There is no clear path in or out of the city, whether east or west. I-10
West is still full of water.… The water system has been contaminated except
for the Central Business District and Algiers. We have no electricity and
they expect electricity to be out about 4-6 weeks. “And the list goes on and
on.” Nagin reports that flooding is worst in New Orleans East and in the
Lower 9th Ward, but it’s “coming from everywhere.” Nagin is basing his
information on a briefing he received, apparently from Marty Evans,
President of the Red Cross. Nagin states that he is reading from a briefing
provided by a FEMA official (later identified as Marty Bahamonde). “The FEMA
guy here is saying that 80 percent of New Orleans is under water and a
significant portion of Metairie and Kenner—everything north of I-10 is under
water.” (Not entirely true.) Nagin
also reports that St. Bernard is in even worse shape: “There is total
devastation in St. Bernard alone.” (WWLTV reporter notes earlier Associated
Press report that 40,000 houses in that parish are under water.) [WWLTV 4
(New Orleans), 8/29/2005]
In a later New York Times interview, FEMA Director Mike Brown will state that by this evening, he is calling the DHS and White House to report that the emergency response is in chaos. Reportedly, in a status call with Washington, Brown reports that Governor Blanco’s office is “proving incapable of organizing a coherent state effort.” (Bob Mann, Blanco’s Communications Director flatly denies Mr. Brown’s description: “That is just totally inaccurate. Everything that Mr. Brown needed in terms of resources or information from the state, he had those available to him.”) Brown also reports that his field officers are reporting an “‘out of control’ situation” in New Orleans. According to Brown, he informs the White House early and repeatedly that state and local officials are overwhelmed and that the response is going badly, saying a dozen times, “I cannot get a unified command established.” The White House, contend that Brown’s communications are “not filled with the urgency” that he later recalls. [New York Times, 9/15/2005] Other officials report chaos within FEMA’s Washington headquarters. It becomes “a zoo” at the height of the disaster, according to one longtime FEMA official. “Everything is being done by the seat of the pants,” the official will say. “It’s like reinventing the wheel. We’re starting from scratch as though no planning had even been done before.” Chertoff representative Russ Knocke, however, will insist that FEMA’s response is relying upon long-standing plans and goes “much smoother than the response to the Sept. 11 attacks.” “Because of the National Response Plan,” Knocke will say, “‘there is no confusion, no chaos, there’s just immediate action and results.’” [Los Angeles Times, 9/11/2005]

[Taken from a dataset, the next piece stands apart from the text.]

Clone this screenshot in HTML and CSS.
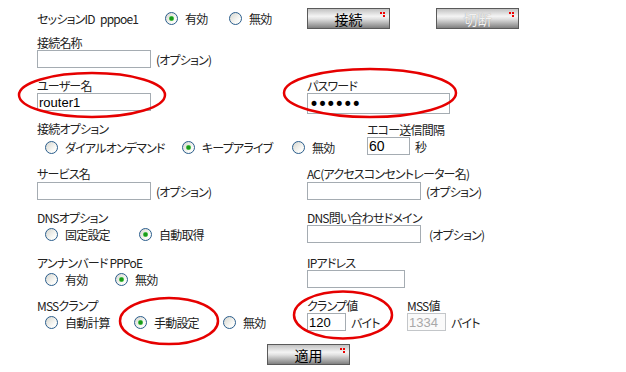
FILE: index.html
```html
<!DOCTYPE html>
<html lang="ja">

<head>
    <meta charset="UTF-8" />
    <title>PPPoE 設定</title>
    <link rel="stylesheet" href="styles.css">
</head>

<body>
    <div class="page">
        <form class="form">
            <div class="top full">
                <span>セッションID</span>
                <span>pppoe1</span>
                <span class="opts opts-top">
                    <label class="opt"><input type="radio" name="state" checked>有効</label>
                    <label class="opt"><input type="radio" name="state">無効</label>
                </span>
                <span><button type="button" class="btn">接続</button></span>
                <span><button type="button" class="btn" disabled>切断</button></span>
            </div>

            <div class="field">
                <div class="lbl">接続名称</div>
                <div class="line"><input type="text" class="txt"> <span>(オプション)</span></div>
            </div>
            <div></div>

            <div class="field">
                <div class="lbl">ユーザー名</div>
                <div class="line"><input type="text" class="txt" value="router1"></div>
            </div>
            <div class="field">
                <div class="lbl">パスワード</div>
                <div class="line"><input type="password" class="txt pw" value="secret"></div>
            </div>

            <div class="full split">
                <div class="field">
                    <div class="lbl">接続オプション</div>
                    <div class="line radios opts opts-conn">
                        <label class="opt"><input type="radio" name="conn">ダイアルオンデマンド</label>
                        <label class="opt"><input type="radio" name="conn" checked>キープアライブ</label>
                        <label class="opt"><input type="radio" name="conn">無効</label>
                    </div>
                </div>
                <div class="field echo">
                    <div class="lbl">エコー送信間隔</div>
                    <div class="line"><input type="text" class="txt num-wide" value="60"> <span>秒</span></div>
                </div>
            </div>

            <div class="field">
                <div class="lbl">サービス名</div>
                <div class="line mt1"><input type="text" class="txt"> <span>(オプション)</span></div>
            </div>
            <div class="field">
                <div class="lbl">AC(アクセスコンセントレーター名)</div>
                <div class="line mt1"><input type="text" class="txt"> <span>(オプション)</span></div>
            </div>

            <div class="field">
                <div class="lbl">DNSオプション</div>
                <div class="line opts opts-dns">
                    <label class="opt"><input type="radio" name="dns">固定設定</label>
                    <label class="opt"><input type="radio" name="dns" checked>自動取得</label>
                </div>
            </div>
            <div class="field">
                <div class="lbl">DNS問い合わせドメイン</div>
                <div class="line"><input type="text" class="txt"> <span class="far">(オプション)</span></div>
            </div>

            <div class="field">
                <div class="lbl">アンナンバード PPPoE</div>
                <div class="line opts opts-unn">
                    <label class="opt"><input type="radio" name="unn">有効</label>
                    <label class="opt"><input type="radio" name="unn" checked>無効</label>
                </div>
            </div>
            <div class="field">
                <div class="lbl">IPアドレス</div>
                <div class="line"><input type="text" class="txt ip"></div>
            </div>

            <div class="field">
                <div class="lbl">MSSクランプ</div>
                <div class="line opts opts-mss">
                    <label class="opt"><input type="radio" name="mss">自動計算</label>
                    <label class="opt"><input type="radio" name="mss" checked>手動設定</label>
                    <label class="opt"><input type="radio" name="mss">無効</label>
                </div>
            </div>
            <div class="pair">
                <div class="field clamp">
                    <div class="lbl">クランプ値</div>
                    <div class="line"><input type="text" class="txt num" value="120"> <span>バイト</span></div>
                </div>
                <div class="field">
                    <div class="lbl">MSS値</div>
                    <div class="line"><input type="text" class="txt num" value="1334" disabled> <span>バイト</span></div>
                </div>
            </div>

            <div class="full submit">
                <button type="button" class="btn">適用</button>
            </div>
        </form>

        <svg class="marks" width="626" height="372" viewBox="0 0 626 372">
            <ellipse cx="92" cy="95" rx="73" ry="22" />
            <ellipse cx="370" cy="93" rx="86" ry="24" />
            <ellipse cx="169" cy="321" rx="49" ry="23" />
            <ellipse cx="343" cy="315" rx="49" ry="23.5" />
        </svg>
    </div>
</body>

</html>
```

FILE: styles.css
```css
* {
    box-sizing: border-box
}

body {
    margin: 0;
    background: #fff;
    color: #222;
    font: 12px "Noto Sans CJK JP", sans-serif;
    font-feature-settings: "palt";
    letter-spacing: -0.8px
}

.page {
    position: relative;
    width: 626px;
    height: 372px;
    overflow: hidden
}

.form {
    display: grid;
    grid-template-columns: 270px 1fr;
    grid-template-rows: 27px 43px 43px 45px 44px 45px 43px 46px 21px;
    padding: 8px 0 0 37px
}

.full {
    grid-column: 1 / -1
}

.top {
    display: grid;
    grid-template-columns: 63px 65px 142px 129px auto;
    align-items: center;
    height: 21px;
    white-space: nowrap
}

.field {
    display: flex;
    flex-direction: column
}

.lbl {
    height: 15px;
    line-height: 15px;
    white-space: nowrap
}

.line {
    display: flex;
    align-items: center;
    gap: 5px;
    white-space: nowrap
}

.mt1 {
    margin-top: 1px
}

.far {
    margin-left: 3px
}

/* radio groups */
.opts {
    display: flex;
    align-items: center;
    height: 18px
}

.opt {
    display: flex;
    align-items: center
}

.opts-top .opt {
    width: 64px
}

.opts-conn {
    padding-left: 8px;
    margin-top: 2px
}

.opts-conn .opt:nth-child(1) {
    width: 132px
}

.opts-conn .opt:nth-child(2) {
    width: 105px
}

.opts-dns,
.opts-unn,
.opts-mss {
    padding-left: 8px
}

.opts-dns .opt:nth-child(1) {
    width: 89px
}

.opts-unn .opt:nth-child(1) {
    width: 65px
}

.opts-mss .opt {
    width: 88px
}

input[type=radio] {
    appearance: none;
    width: 13px;
    height: 13px;
    margin: 0 7px 0 0;
    border: 1px solid #2a5d8c;
    border-radius: 50%;
    background: linear-gradient(135deg, #d6d6cf, #fbfbf8 70%)
}

input[type=radio]:checked {
    background: radial-gradient(circle, #1a9a1a 0 1.6px, #7ad67a 2.4px, transparent 3px),
        linear-gradient(135deg, #d6d6cf, #fbfbf8 70%)
}

/* text boxes */
.txt {
    width: 114px;
    height: 18px;
    margin: 0;
    padding: 0 1px;
    border: 1px solid #a5acb2;
    background: #fff;
    color: #000;
    font: 13px "Liberation Sans", sans-serif;
    letter-spacing: 0
}

.pw {
    width: 143px;
    height: 21px;
    font: 17px "DejaVu Sans", sans-serif;
    letter-spacing: -1.6px
}

.ip {
    width: 98px
}

.num {
    width: 39px
}

.num-wide {
    width: 43px;
    font-size: 14px
}

.txt:disabled {
    border-color: #c3c6c9;
    background: #fafafa;
    color: #a8a8a8
}

.split {
    display: grid;
    grid-template-columns: 330px auto
}

.echo .lbl {
    margin-top: 1px
}

.pair {
    display: flex
}

.clamp {
    width: 100px
}

/* buttons */
.btn {
    position: relative;
    width: 83px;
    height: 21px;
    margin: 0;
    padding: 0;
    border: 1px solid #5a5a5a;
    background: linear-gradient(#c2c2c2, #f4f4f4 38%, #e2e2e2 52%, #a9a9a9 80%, #808080);
    color: #000;
    font: 14px "Noto Sans CJK JP", sans-serif;
    line-height: 18px;
    cursor: pointer
}

.btn::after {
    content: "";
    position: absolute;
    top: 3px;
    right: 7px;
    width: 2px;
    height: 2px;
    background: #e00;
    box-shadow: 3px 0 #e00, 3px 3px #e00
}

.btn:disabled {
    color: #f2f2f2;
    text-shadow: 0 0 1px #8a8a8a;
    cursor: default
}

.submit {
    padding-left: 230px
}

.marks {
    position: absolute;
    top: 0;
    left: 0;
    pointer-events: none
}

.marks ellipse {
    fill: none;
    stroke: #e60000;
    stroke-width: 2.5
}
```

At some point this evening, city officials say they might open the Ernest N. Morial Convention Center as a temporary refuge to shelter an estimated 50,000 people made homeless by the storm. [Times-Picayune, 8/30/2005] FEMA officials will later say that they knew nothing of this plan.

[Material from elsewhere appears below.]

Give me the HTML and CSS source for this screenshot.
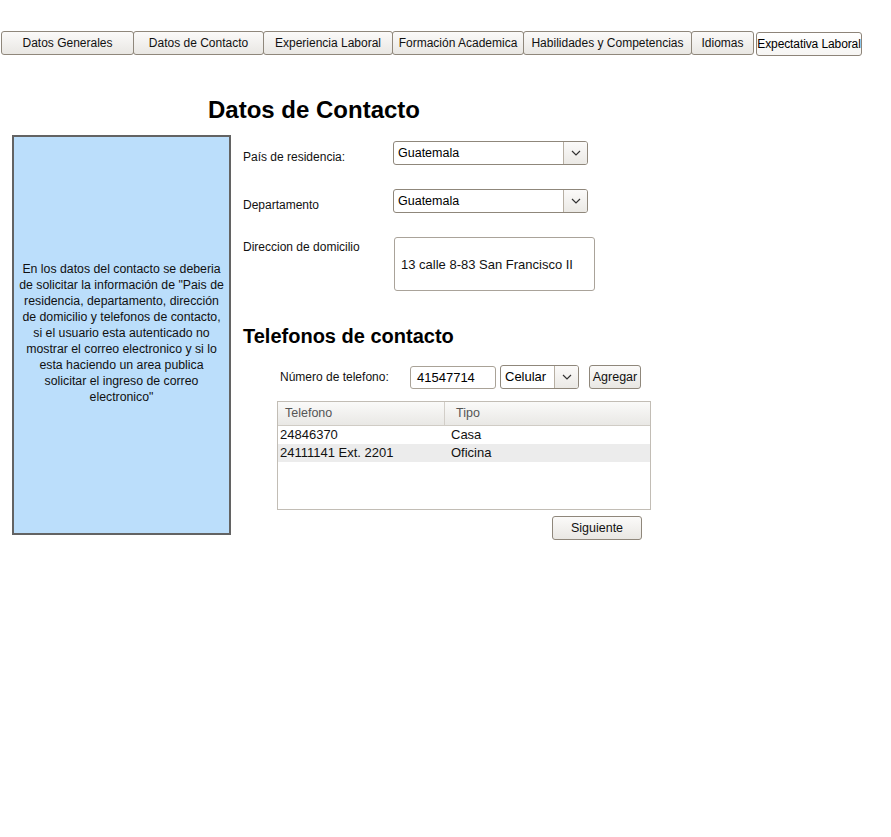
FILE: index.html
```html
<!DOCTYPE html>
<html lang="es">
<head>
<meta charset="utf-8">
<title>Datos de Contacto</title>
<link rel="stylesheet" href="styles.css">
</head>
<body>
<nav class="tabs">
  <button class="tab w-gen">Datos Generales</button>
  <button class="tab w-con">Datos de Contacto</button>
  <button class="tab w-exp">Experiencia Laboral</button>
  <button class="tab w-for">Formación Academica</button>
  <button class="tab w-hab">Habilidades y Competencias</button>
  <button class="tab w-idi">Idiomas</button>
  <button class="tab tab-last w-ept">Expectativa Laboral</button>
</nav>

<h1 class="title">Datos de Contacto</h1>

<div class="main">
  <aside class="note">
    <p>En los datos del contacto se deberia de solicitar la información de "Pais de residencia, departamento, dirección de domicilio y telefonos de contacto, si el usuario esta autenticado no mostrar el correo electronico y si lo esta haciendo un area publica solicitar el ingreso de correo electronico"</p>
  </aside>

  <section class="form">
    <div class="row row-pais">
      <label class="lbl lbl-low">País de residencia:</label>
      <div class="select sel-wide"><span class="sel-text">Guatemala</span><span class="sel-arrow"><svg width="10" height="6" viewBox="0 0 10 6"><path d="M1 1 L5 5 L9 1" fill="none" stroke="#333" stroke-width="1.2"/></svg></span></div>
    </div>
    <div class="row row-dep">
      <label class="lbl lbl-low">Departamento</label>
      <div class="select sel-wide"><span class="sel-text">Guatemala</span><span class="sel-arrow"><svg width="10" height="6" viewBox="0 0 10 6"><path d="M1 1 L5 5 L9 1" fill="none" stroke="#333" stroke-width="1.2"/></svg></span></div>
    </div>
    <div class="row row-dir">
      <label class="lbl">Direccion de domicilio</label>
      <div class="textarea">13 calle 8-83 San Francisco II</div>
    </div>

    <h2 class="subtitle">Telefonos de contacto</h2>

    <div class="phone">
      <div class="phone-add">
        <label class="lbl-phone">Número de telefono:</label>
        <div class="input">41547714</div>
        <div class="select sel-small"><span class="sel-text">Celular</span><span class="sel-arrow"><svg width="10" height="6" viewBox="0 0 10 6"><path d="M1 1 L5 5 L9 1" fill="none" stroke="#333" stroke-width="1.2"/></svg></span></div>
        <button class="btn btn-add">Agregar</button>
      </div>

      <div class="table">
        <div class="thead">
          <div class="th th-1">Telefono</div>
          <div class="th th-2">Tipo</div>
        </div>
        <div class="tr">
          <div class="td td-1">24846370</div>
          <div class="td td-2">Casa</div>
        </div>
        <div class="tr tr-alt">
          <div class="td td-1">24111141 Ext. 2201</div>
          <div class="td td-2">Oficina</div>
        </div>
      </div>

      <div class="actions">
        <button class="btn btn-next">Siguiente</button>
      </div>
    </div>
  </section>
</div>
</body>
</html>
```

FILE: styles.css
```css
* { box-sizing: border-box; }

body {
  margin: 0;
  background: #fff;
  font-family: "Liberation Sans", Arial, sans-serif;
  color: #000;
}

.tabs {
  display: flex;
  align-items: flex-start;
  padding: 31px 0 0 1px;
}

.tab {
  height: 24px;
  padding: 0;
  font-family: "Liberation Sans", Arial, sans-serif;
  font-size: 12px;
  color: #111;
  border: 1px solid #8f877b;
  border-radius: 3px;
  background: linear-gradient(#fbfaf9, #e9e7e3);
  margin-right: -1px;
}
.w-gen { width: 133px; }
.w-con { width: 131px; }
.w-exp { width: 130px; }
.w-for { width: 132px; }
.w-hab { width: 169px; }
.w-idi { width: 63px; margin-right: 2px; }
.w-ept { width: 106px; }

.tab-last {
  margin-top: 1px;
  background: linear-gradient(#ffffff, #f6f5f3);
  font-size: 12px;
  color: #000;
  border-color: #8d8479;
  padding: 0;
  text-align: center;
  white-space: nowrap;
  letter-spacing: -0.1px;
}

.title {
  margin: 39px 0 0 208px;
  font-size: 24px;
  font-weight: bold;
  line-height: 30px;
  height: 30px;
}

.main {
  display: flex;
  align-items: flex-start;
  margin-top: 10px;
}

.note {
  margin-left: 12px;
  width: 219px;
  height: 400px;
  background: #bbdefb;
  border: 2px solid #636363;
  display: flex;
  align-items: center;
  justify-content: center;
  padding: 0 4px;
}
.note p {
  margin: 0 0 4px;
  font-size: 12.3px;
  line-height: 16px;
  text-align: center;
  color: #111;
}

.form {
  margin-left: 12px;
  width: 420px;
  padding-top: 6px;
}

.row {
  display: flex;
  align-items: flex-start;
}
.row-dep { margin-top: 24px; }
.row-dir { margin-top: 24px; }

.lbl {
  width: 150px;
  font-size: 12px;
  line-height: 16px;
  color: #111;
}
.lbl-low { padding-top: 9px; line-height: 15px; }
.row-dir .lbl { padding-top: 2px; width: 151px; }

.select {
  display: flex;
  height: 24px;
  border: 1px solid #8f877b;
  border-radius: 3px;
  background: #fff;
  overflow: hidden;
}
.sel-wide { width: 195px; }
.sel-text {
  flex: 1;
  font-size: 12.5px;
  line-height: 22px;
  padding-left: 4px;
  color: #000;
}
.sel-arrow {
  width: 24px;
  border-left: 1px solid #b7afa3;
  background: linear-gradient(#fbfaf9, #ebe9e5);
  display: flex;
  align-items: center;
  justify-content: center;
}

.textarea {
  width: 201px;
  height: 54px;
  border: 1px solid #aaa39a;
  border-radius: 3px;
  padding: 19px 0 0 6px;
  font-size: 13px;
  line-height: 16px;
  color: #111;
}

.subtitle {
  margin: 33px 0 0;
  font-size: 20px;
  line-height: 24px;
  font-weight: bold;
}

.phone {
  margin-left: 34px;
  width: 374px;
}

.phone-add {
  display: flex;
  align-items: center;
  margin-top: 17px;
  padding-left: 3px;
}
.lbl-phone {
  width: 130px;
  font-size: 12px;
  color: #111;
  padding-bottom: 1px;
}
.input {
  width: 86px;
  height: 23px;
  border: 1px solid #a9a297;
  border-radius: 3px;
  font-size: 13px;
  line-height: 21px;
  padding-left: 6px;
}
.sel-small {
  width: 79px;
  margin-left: 4px;
}
.sel-small .sel-text { font-size: 13px; padding-left: 4px; }

.btn {
  font-family: "Liberation Sans", Arial, sans-serif;
  font-size: 12px;
  color: #111;
  border: 1px solid #8f877b;
  border-radius: 3px;
  background: linear-gradient(#fbfaf9, #e9e7e3);
  padding: 0;
}
.btn-add {
  margin-left: 10px;
  width: 52px;
  height: 24px;
  font-size: 12.5px;
}

.table {
  margin-top: 12px;
  height: 109px;
  border: 1px solid #c2bdb5;
  background: #fff;
}
.thead {
  display: flex;
  height: 24px;
  background: linear-gradient(#fafaf9, #e9e8e5);
  border-bottom: 1px solid #d0ccc5;
}
.th {
  font-size: 12.5px;
  line-height: 23px;
  color: #555;
}
.th-1 {
  width: 167px;
  padding-left: 7px;
  border-right: 1px solid #d2cec8;
}
.th-2 { padding-left: 11px; }

.tr {
  display: flex;
  height: 18px;
}
.tr-alt { background: #ececec; }
.td {
  font-size: 13px;
  line-height: 18px;
  color: #111;
}
.td-1 { width: 171px; padding-left: 2px; }
.td-2 { padding-left: 2px; }

.actions {
  display: flex;
  justify-content: flex-end;
  margin-top: 6px;
  padding-right: 9px;
}
.btn-next {
  width: 90px;
  height: 24px;
  font-size: 12.5px;
}
```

Timeline: Monday, August 29, 2005, 8:00 PM CDT
Location: New Orleans, Louisiana
Louisiana Governor Blanco calls President Bush this evening. Reportedly, she
tells him, “Mr. President, we need your help. We need everything you’ve
got.” Blanco later recalls that Bush was reassuring. However, the
conversation is rather vague, according to later reports. Blanco does not
specifically ask for a massive intervention by the active-duty military.
“She wouldn’t know the 82nd Airborne from the Harlem Boys’ Choir,” says an
official in Governor Blanco’s office (who wishes to remain anonymous).

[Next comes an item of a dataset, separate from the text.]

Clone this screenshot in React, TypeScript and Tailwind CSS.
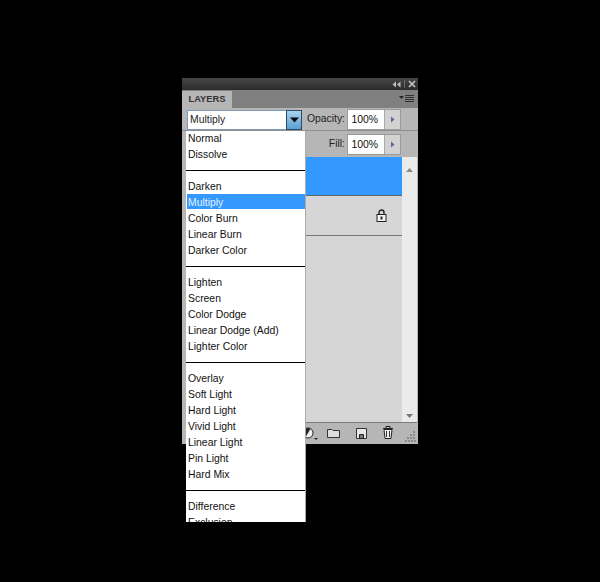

[Newsweek, 9/19/2005] Blanco will later acknowledge that she does not “give
him a checklist or anything.” [Time, 9/11/2005] “Do we stop and think about
it?” she will ask. “We just stop and think about help.” [New York Times,
9/11/2005] Blanco’s aides will contend that she should not have to provide a
detailed list under the circumstances: “That’s like telling a drowning man
that you are not going to help him until he asks for a life preserver.”
Apparently, only moments after saying that the New Orleans levees have not been breached, FEMA Director Michael Brown tells Fox’s Bill O’Reilly the opposite: “… Now we averted the catastrophic disaster here, but a lot of the things that we anticipated that we practiced for are coming true. We now have breaches. We now have water moving into New Orleans. And you know what? It’s going to be a long time to get that water back out of New Orleans.” [Fox, 8/29/2005]
Louisiana Governor Blanco tells CNN’s Larry King that entire parishes in southeastern Louisiana are underwater, with many homes flooded to the rooftops, leaving thousands stranded: “[W]e’re in full search and rescue operation. We have pulled hundreds of people out of the waters. As we speak we’ve got boats moving up and down streets that, well, canals that used to be streets and people are beckoning our rescuers.” Asked whether Louisiana has adequate National Guard troops on hand, Blanco responds that, “We have an extraordinary number of National Guard members who are serving in Iraq and Afghanistan but we have activated 4,000 members. We have some support coming from Texas as well. Our Guard is really helping us in extraordinary ways in bringing in a lot of search and rescue equipment in the morning. We will be in full swing tomorrow. We believe there will still be hundreds more people.” [CNN, 8/29/2005]
Timeline: Monday, August 29, 2005, 10:30 PM CDT
Location: New Orleans, Louisiana
FEMA Director Michael Brown appears on ABC’s Nightline. When Ted Koppel asks Brown about the massive flooding in New Orleans and the need to drain the water from the city, Brown responds as follows: “[A] few years ago, I decided that FEMA really needed to do some catastrophic disaster planning. And so, the President gave us the money to do that and the first place we did a study was in New Orleans. And as you know, you’ve probably heard everyone talk about the bowl. What happened is, you know, Max Mayfield at the National Hurricane Center was right. We had a huge storm surge that came across those levees. I’m not sure we had breeches but we certainly had some areas where there’s some leaks and flooding continuing to occur. That water all gets in. We now have to rely upon the pumps. We need generators to do that pumping because the power was out. And some of those pumps may or may not fail. So, it’s going to be a long, tedious process to now get that water back out so we can then even start rebuilding homes, let alone let people back into them.” Asked to compare the damage in New Orleans to elsewhere in the region, and even though he has just acknowledged the widespread flooding in the city, Brown responds as follows: “[W]hat happened—believe it or not, I think New Orleans is the one that got off easy because Katrina moved to the east 30 or 45 miles. And that prevented what we would have seen had it hit the bull’s eye. And that is widespread flooding, breeches of all of the levees. And you would have seen downtown inundated also.” [ABC, 8/29/2005]
It's pretty obvious in hind-sight that Mike had NO FISKING CLUE, and was in
the colloquialism, 'talking out of his ass'.